A discrete wavelet transform is used to estimate the FD parameter, the variance
of the FD parameter and the innovations variance for a given time series. Both a
maximum likelihood estimation (MLE) and weighted least squares estimation (WLSE)
scheme are available. If an MLE scheme is chosen, then the DWT is used for its
ability to de-correlate long-memory processes. If a WLSE scheme is chosen, then
the MODWT is used for its known statistical wavelet variance properties.
REQUIRED ARGUMENTS:
x
A vector containing a uniformly-sampled real-valued time series.
OPTIONAL ARGUMENTS:
levels
A vector containing the decomposition levels. The levels may be given in any
order but must be positive. Default: 1:J where J is the maximum wavelet
decomposition level at which there exists at least one interior wavelet
coefficient.
filter
A character string denoting the filter type. See wavDaubechies for details.
Default: ``s8".
estimator
A character string denoting the estimation method. Use ``wlse" for a weighted
least squares estimate and ``mle" for a maximum likelihood estimate. Default:
``wlse".
boundary
A character string representing the different methods by which boundary wavelet
coefficients and scaling coefficients are handled in calculating the FD model
parameters. The options for this argument are dependent upon the estimator
argument. For the MLE case, the boundary options are:
``stationary": Under a
stationary FD process model, boundary wavelet and scaling coefficients are used
in estimating the FD model parameters.
``nonstationary": A
stationary-nonstationary FD model assumes that the governing process may fall
into the nonstationary regime and, accordingly, the boundary wavelet
coefficients and scaling coefficients are excluded in estimating the FD model
parameters.
For the WLSE case, the boundary options are:
``biased":
Boundary wavelet coefficients are included in the estimate.
``unbiased":
Boundary wavelet coefficients are excluded in the estimate.
The scaling
coefficients are (always) excluded in weighted least squares estimates of FD
model parameters. Default: ``unbiased".
edof
The mode by which the equivalent degrees of freedom are calculated. This
argument is limited to 1,2, or 3 and is used only for the WLSE scheme. See
wavEDOF for details. Default: 1.
sdf
A vector containing a discretized approximation of the process spectral density
function (SDF). The coefficients of this argument should correspond exactly with
the normalized Fourier frequencies f = [0, 1/P , 2/P, 3/P, ..., (M-1)/P] where P
= 2*(M-1) and M is the number of points in the SDF vector. For example, if the
sdf vector contains five elements, the corresponding frequencies will be f = [0,
1/8, 1/4, 3/8, 1/2]. This argument is used only for the WLSE scheme when
calculating EDOF mode 2 estimates. Default: empty vector.
delta.range
A two-element vector containing the search range for the FD parameter.

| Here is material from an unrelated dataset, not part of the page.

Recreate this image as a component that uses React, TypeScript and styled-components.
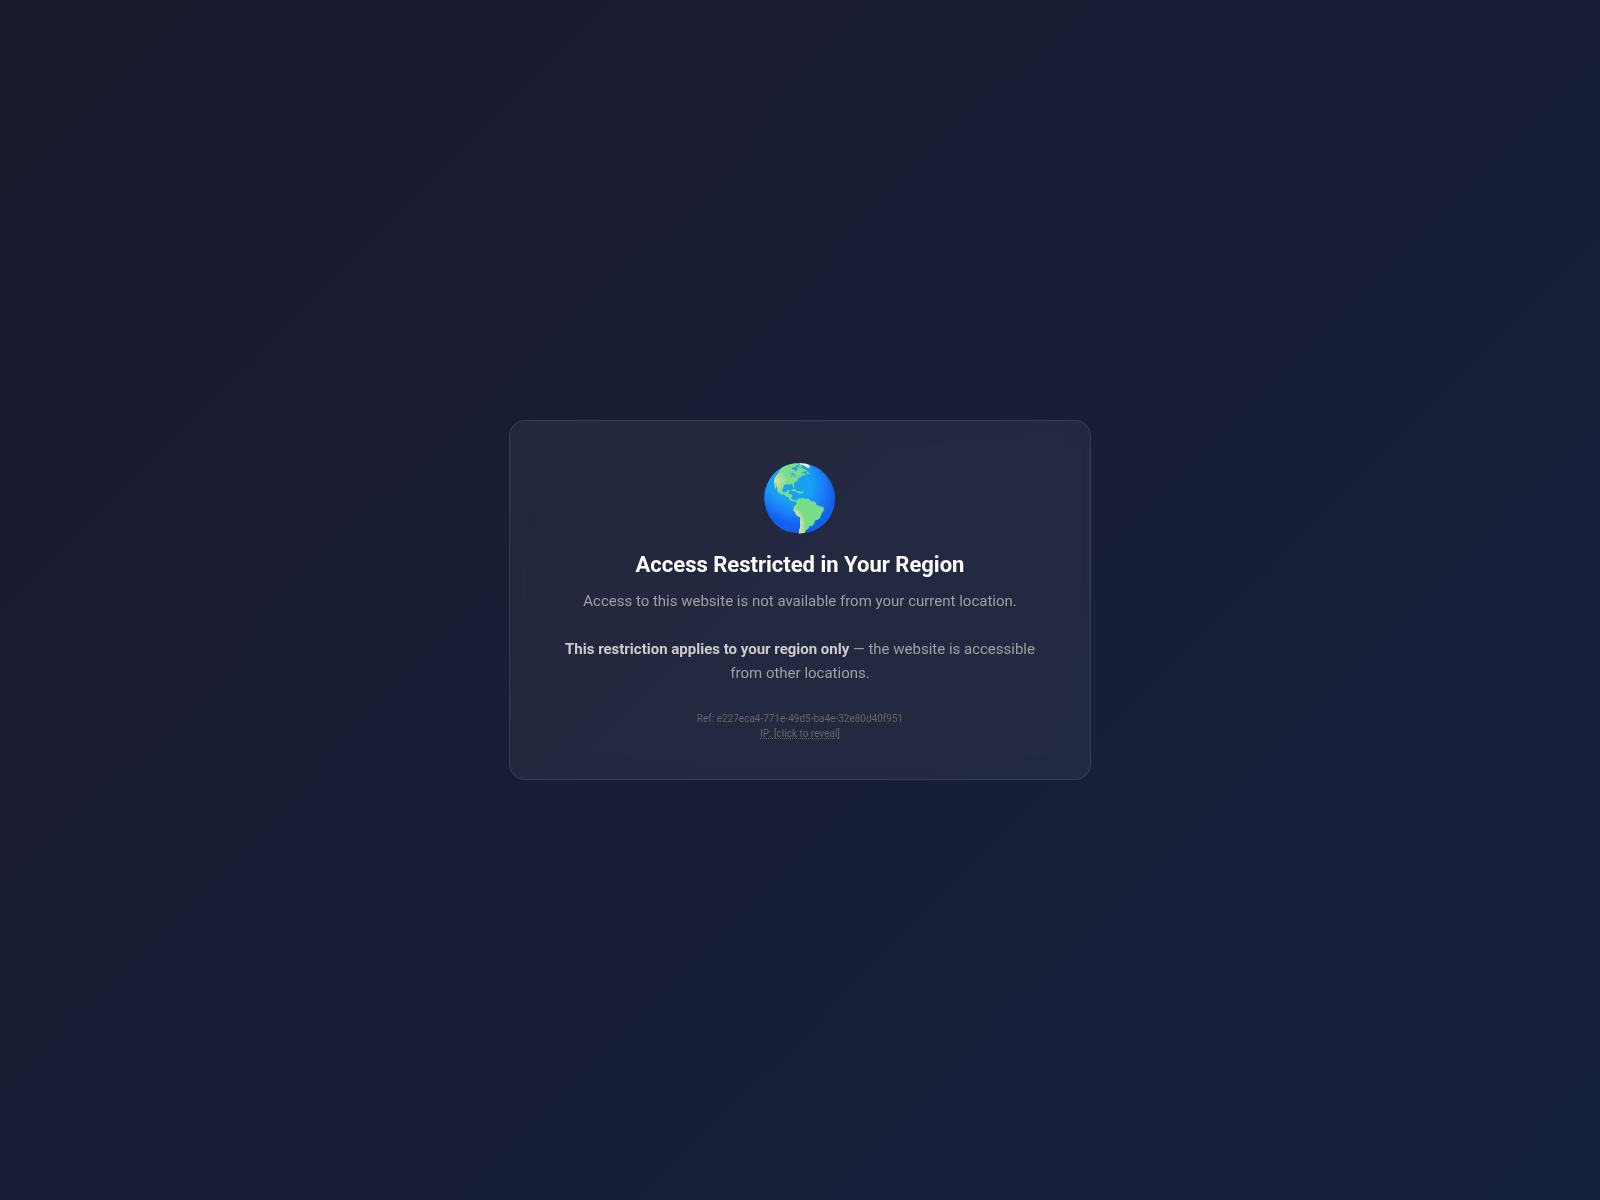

Typically, the range [-10,10] is suitable for all physical systems. Default:
c(-10 10).
VALUE:
result
An object of class WaveletFDP.
DETAILS:
When estimator = ``mle" and boundary = ``stationary", the levels vector is
forced to take on values 1,2,...,J where J is the maximum number of levels in
a full DWT. This is done because (in this case) the scaling coefficient and all
wavelet coefficients are used to form the FD model parameter estimates.

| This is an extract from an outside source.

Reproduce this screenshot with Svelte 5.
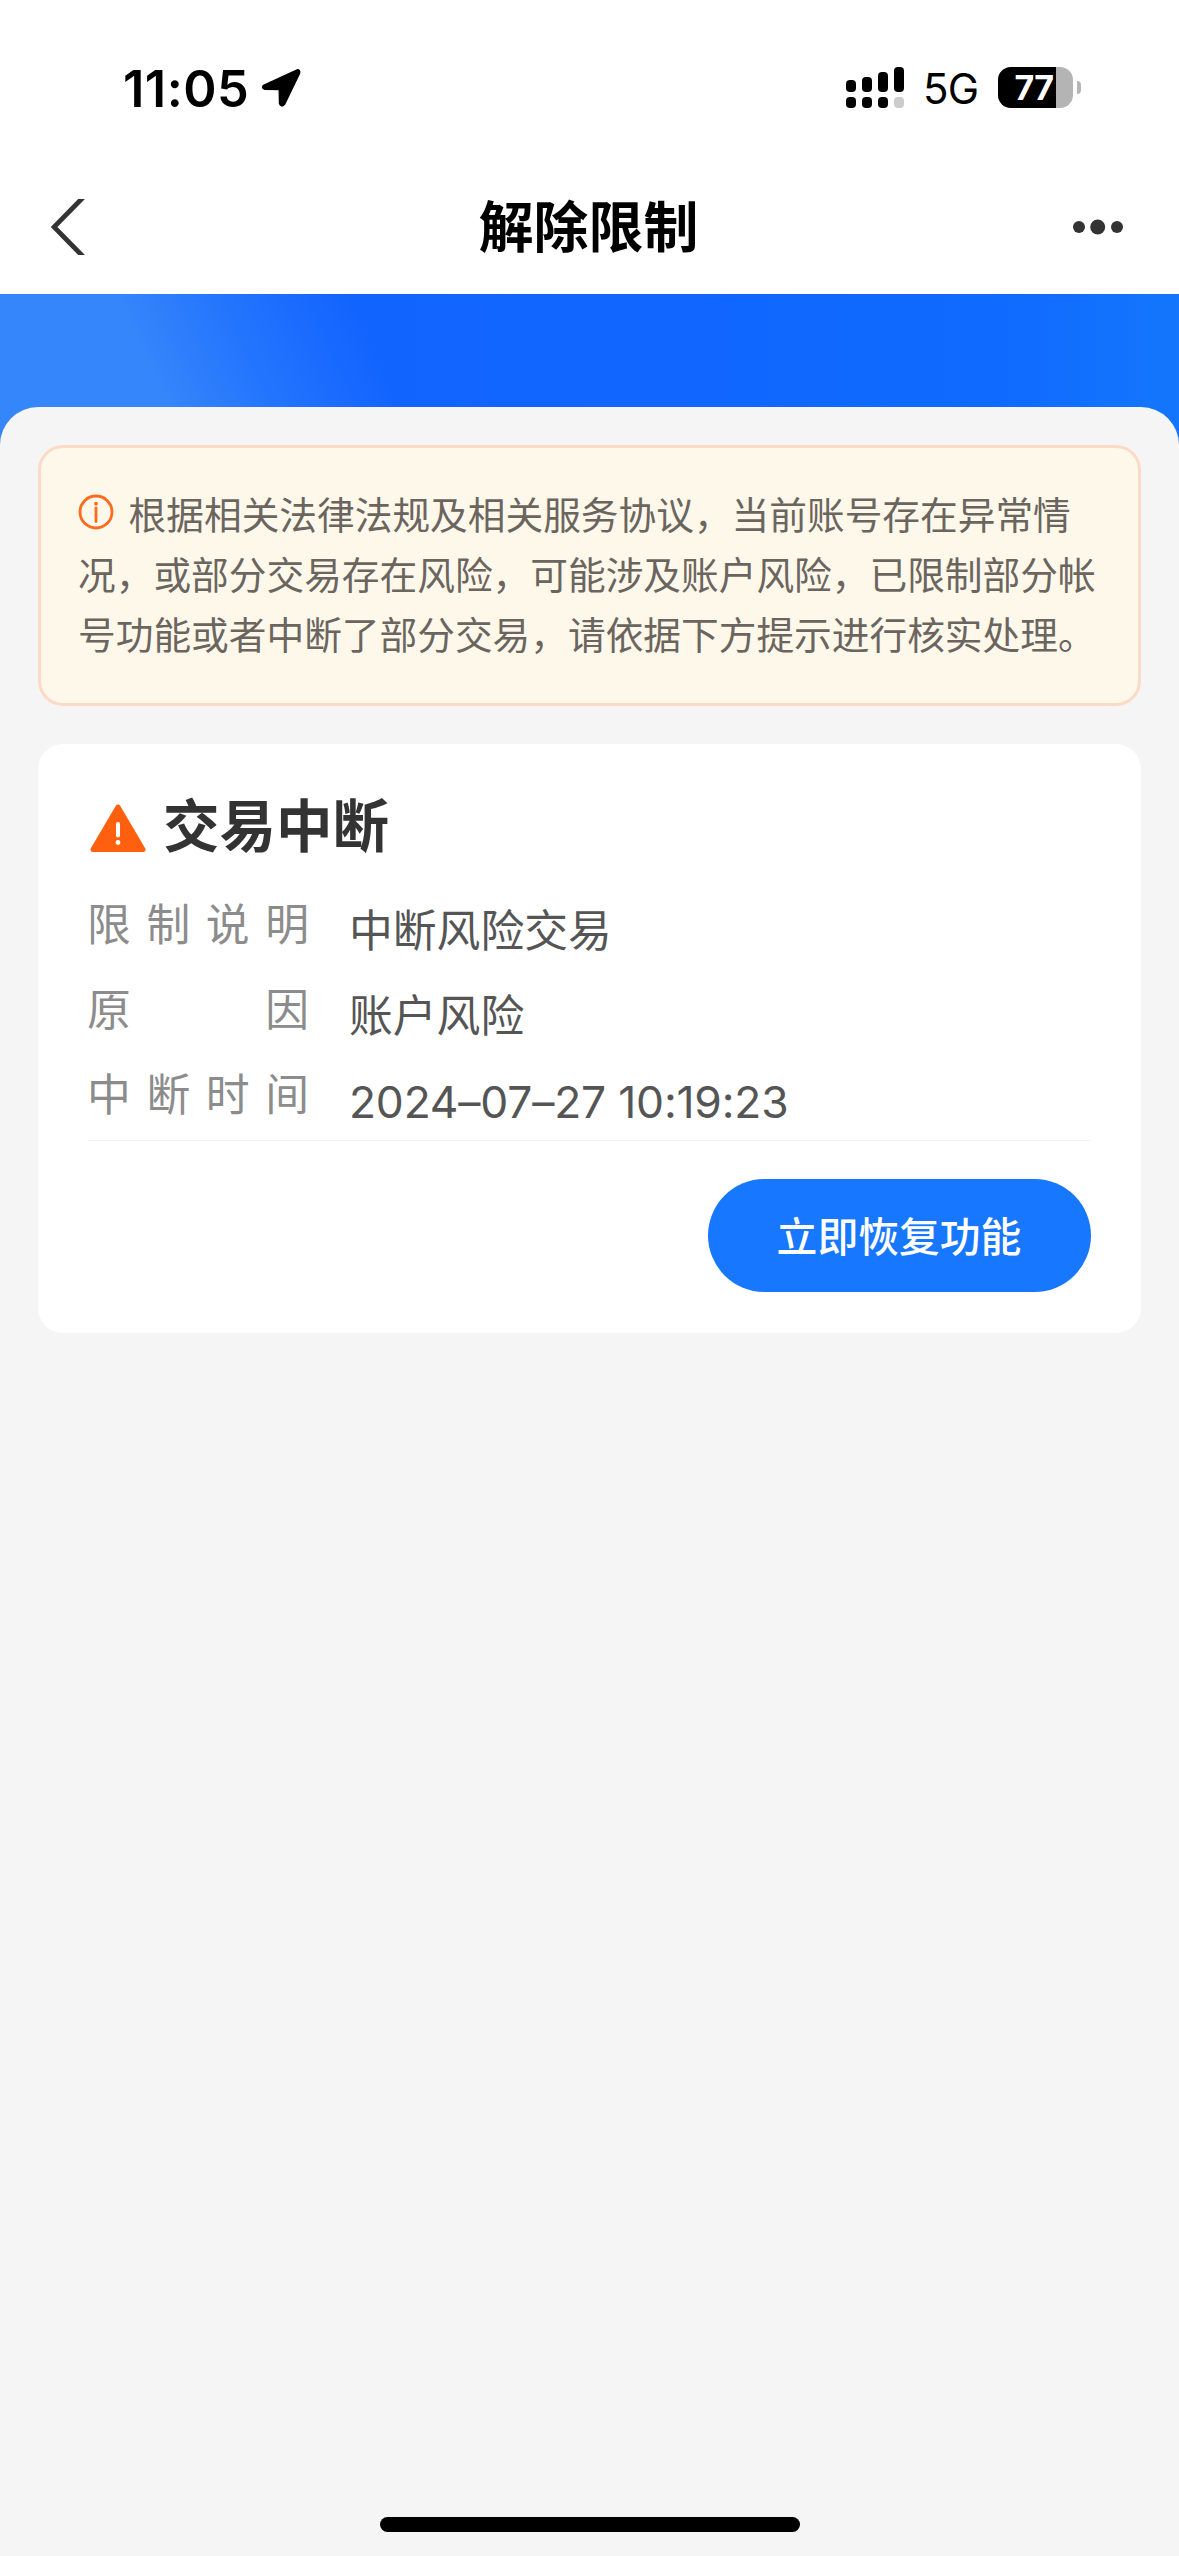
<script>
  const time = '11:05';
  const network = '5G';
  const battery = 77;

  // Signal rows: top bars grow in height, bottom dots show the second SIM
  const signal = [
    { height: 12, active: true },
    { height: 15, active: true },
    { height: 20, active: true },
    { height: 25, active: false }
  ];

  const notice = [
    '根据相关法律法规及相关服务协议，当前账号存在异常情',
    '况，或部分交易存在风险，可能涉及账户风险，已限制部分帐',
    '号功能或者中断了部分交易，请依据下方提示进行核实处理。'
  ];

  const details = [
    { label: '限制说明', value: '中断风险交易' },
    { label: '原因', value: '账户风险' },
    { label: '中断时间', value: '2024–07–27 10:19:23', numeric: true }
  ];
</script>

<div class="page">
  <div class="status-bar">
    <div class="status-left">
      <span class="time">{time}</span>
      <svg class="location" viewBox="0 0 40 40" width="40" height="40">
        <path d="M36.5 2.5 L2.8 18 Q1.5 20 4 20.5 L19 20.8 L19.3 35.5 Q20.5 38.5 22.8 36 L37.8 5 Q38.3 2.5 36.5 2.5 Z" fill="#000" stroke="#000" stroke-width="3" stroke-linejoin="round" />
      </svg>
    </div>
    <div class="status-right">
      <div class="signal">
        {#each signal as bar}
          <div class="signal-col">
            <span class="bar" style="height: {bar.height}px"></span>
            <span class="dot" class:off={!bar.active}></span>
          </div>
        {/each}
      </div>
      <span class="network">{network}</span>
      <div class="battery">
        <div class="battery-body">
          <div class="battery-fill" style="width: {battery}%"></div>
          <span class="battery-text">{battery}</span>
        </div>
        <div class="battery-cap"></div>
      </div>
    </div>
  </div>

  <header class="nav">
    <svg class="back" viewBox="0 0 34 56" width="34" height="56">
      <path d="M32 -1.5 L3 28 L32 57.5" fill="none" stroke="#333" stroke-width="4.8" />
    </svg>
    <h1>解除限制</h1>
    <svg class="more" viewBox="0 0 50 16" width="50" height="16">
      <circle cx="6" cy="8" r="6" fill="#333" />
      <circle cx="24.7" cy="8" r="7.5" fill="#333" />
      <circle cx="44" cy="8" r="6" fill="#333" />
    </svg>
  </header>

  <div class="hero"></div>

  <main class="panel">
    <section class="notice">
      <svg class="info" viewBox="0 0 36 36" width="36" height="36">
        <circle cx="18" cy="18" r="16" fill="none" stroke="#ff6a1f" stroke-width="2.8" />
        <circle cx="18" cy="9.7" r="1.9" fill="#ff6a1f" />
        <path d="M18 13.8 V27.5" stroke="#ff6a1f" stroke-width="2.8" stroke-linecap="round" />
      </svg>
      {#each notice as line}
        <span class="notice-line">{line}</span><br />
      {/each}
    </section>

    <section class="card">
      <div class="card-title">
        <svg viewBox="0 0 56 50" width="56" height="50">
          <path d="M28 4 L53 46.5 H3 Z" fill="#ff6010" stroke="#ff6010" stroke-width="5" stroke-linejoin="round" />
          <path d="M28 21 V32.5" stroke="#fff" stroke-width="4" stroke-linecap="round" />
          <circle cx="28" cy="39.5" r="2.4" fill="#fff" />
        </svg>
        <h2>交易中断</h2>
      </div>

      <div class="details">
        {#each details as item}
          <div class="row">
            <div class="label">
              {#each item.label as char}<span>{char}</span>{/each}
            </div>
            <div class="value" class:numeric={item.numeric}>{item.value}</div>
          </div>
        {/each}
      </div>

      <div class="actions">
        <button>立即恢复功能</button>
      </div>
    </section>
  </main>

  <div class="home-indicator"></div>
</div>

<style>
  :global(body) {
    margin: 0;
    background: #f5f5f5;
  }

  .page {
    display: flex;
    flex-direction: column;
    width: 1179px;
    height: 2556px;
    overflow: hidden;
    background: #f5f5f5;
    font-family: Inter, 'Noto Sans CJK SC', sans-serif;
  }

  .status-bar {
    display: flex;
    justify-content: space-between;
    height: 160px;
    padding: 0 98px 0 123px;
    background: #fff;
  }

  .status-left,
  .status-right {
    display: flex;
    align-items: center;
    height: 175px;
  }

  .time {
    width: 124px;
    margin-top: 1px;
    font-size: 50.5px;
    font-weight: 600;
    letter-spacing: 0.5px;
    color: #000;
    white-space: nowrap;
  }

  .location {
    margin-left: 14px;
  }

  .signal {
    display: flex;
    align-items: flex-end;
    gap: 6px;
  }

  .signal-col {
    display: flex;
    flex-direction: column;
    gap: 5px;
  }

  .bar,
  .dot {
    width: 10px;
    border-radius: 4px;
    background: #000;
  }

  .dot {
    height: 11px;
  }

  .dot.off {
    background: #ccc;
  }

  .network {
    width: 54px;
    margin: 2px 0 0 19px;
    font-size: 42px;
    letter-spacing: -0.8px;
    color: #000;
    white-space: nowrap;
  }

  .battery {
    display: flex;
    align-items: center;
    gap: 4px;
    margin-left: 21px;
  }

  .battery-body {
    position: relative;
    display: flex;
    align-items: center;
    justify-content: center;
    box-sizing: border-box;
    width: 75px;
    height: 41px;
    padding-right: 3px;
    border-radius: 13px;
    background: #b4b4b4;
    overflow: hidden;
  }

  .battery-fill {
    position: absolute;
    top: 0;
    bottom: 0;
    left: 0;
    background: #000;
  }

  .battery-text {
    position: relative;
    font-size: 34px;
    font-weight: 700;
    letter-spacing: -0.6px;
    color: #fff;
  }

  .battery-cap {
    width: 4px;
    height: 13px;
    border-radius: 0 4px 4px 0;
    background: #b4b4b4;
  }

  .nav {
    display: flex;
    align-items: center;
    justify-content: space-between;
    height: 134px;
    padding: 0 56px 0 51px;
    background: #fff;
  }

  .nav h1 {
    margin: 0 0 8px 19px;
    font-size: 54.9px;
    font-weight: 700;
    color: #000;
  }

  .hero {
    height: 153px;
    background:
      linear-gradient(65deg, #3585fb 0, #3585fb 170px, rgba(53, 133, 251, 0.45) 275px, rgba(53, 133, 251, 0) 380px),
      linear-gradient(90deg, #1264ff 0, #1264ff 400px, #0f6aff 1000px, #1476fc 100%);
  }

  .panel {
    flex: 1;
    margin-top: -40px;
    padding: 38px;
    border-radius: 38px 38px 0 0;
    background: #f5f5f5;
  }

  .notice {
    box-sizing: border-box;
    height: 261px;
    padding: 37px 0 0 37px;
    border: 3px solid #fbdbc6;
    border-radius: 25px;
    background: #fef8ea;
    color: #6b655f;
    font-size: 37.7px;
    line-height: 60.2px;
    white-space: nowrap;
  }

  .info {
    margin-right: 4px;
    vertical-align: -1px;
  }

  .card {
    box-sizing: border-box;
    height: 589px;
    margin-top: 38px;
    padding: 49px 50px 0;
    border-radius: 25px;
    background: #fff;
  }

  .card-title {
    display: flex;
    align-items: center;
    height: 66px;
  }

  .card-title svg {
    margin: 3px 17px 0 2px;
  }

  .card-title h2 {
    margin: 0 0 8px;
    font-size: 56.5px;
    font-weight: 700;
    color: #333;
  }

  .details {
    display: flex;
    flex-direction: column;
    height: 246px;
    margin-top: 35px;
    border-bottom: 1px solid #f3f3f3;
  }

  .row {
    display: flex;
    flex: none;
    height: 85px;
    font-size: 43.8px;
    line-height: 64px;
  }

  .label {
    display: flex;
    justify-content: space-between;
    width: 222px;
    margin-left: -1px;
    color: #8c8c8c;
  }

  .value {
    margin: 6px 0 0 40px;
    color: #555;
    white-space: nowrap;
  }

  .numeric {
    font-size: 44.4px;
    letter-spacing: -0.2px;
  }

  .actions {
    display: flex;
    justify-content: flex-end;
    margin-top: 38px;
  }

  button {
    width: 383px;
    height: 113px;
    padding: 0 1px 2px 0;
    border: none;
    border-radius: 57px;
    background: #1777ff;
    color: #fff;
    font-family: inherit;
    font-size: 40.8px;
    font-weight: 500;
  }

  .home-indicator {
    flex: none;
    align-self: center;
    width: 420px;
    height: 15px;
    margin-bottom: 24px;
    border-radius: 8px;
    background: #000;
  }
</style>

In using the WLSE scheme it is recommended that only the unbiased estimator be
used since the confidence intervals for the biased estimator have not been
sufficiently studied.
REFERENCES:
(1) D. B. Percival and A. T. Walden, ``Wavelet Methods for Time Series Analysis'',
Cambridge University Press, 2000, 340-92.
(2) W. Constantine, D. B. Percival and P. G. Reinhall, ``Inertial Range
Determination for Aerothermal Turbulence Using Fractionally Differenced
Processes and Wavelets'', Physical Review E, 2001, 64(036301), 12 pages.
SEE ALSO:
,
,
,
,
.
EXAMPLES:
## perform a block-averaged MLE of FD
## parameters for an FD( 0.45, 1 ) realization
## over levels 1 through 6 using a
## stationary-nonstationary FD model and
## Daubechies least asymmetric 8-tap filters
wavFDPBlock( fdp045, levels = 1:6, wavelet = "s8",
est = "mle", boundary = "nonstationary" )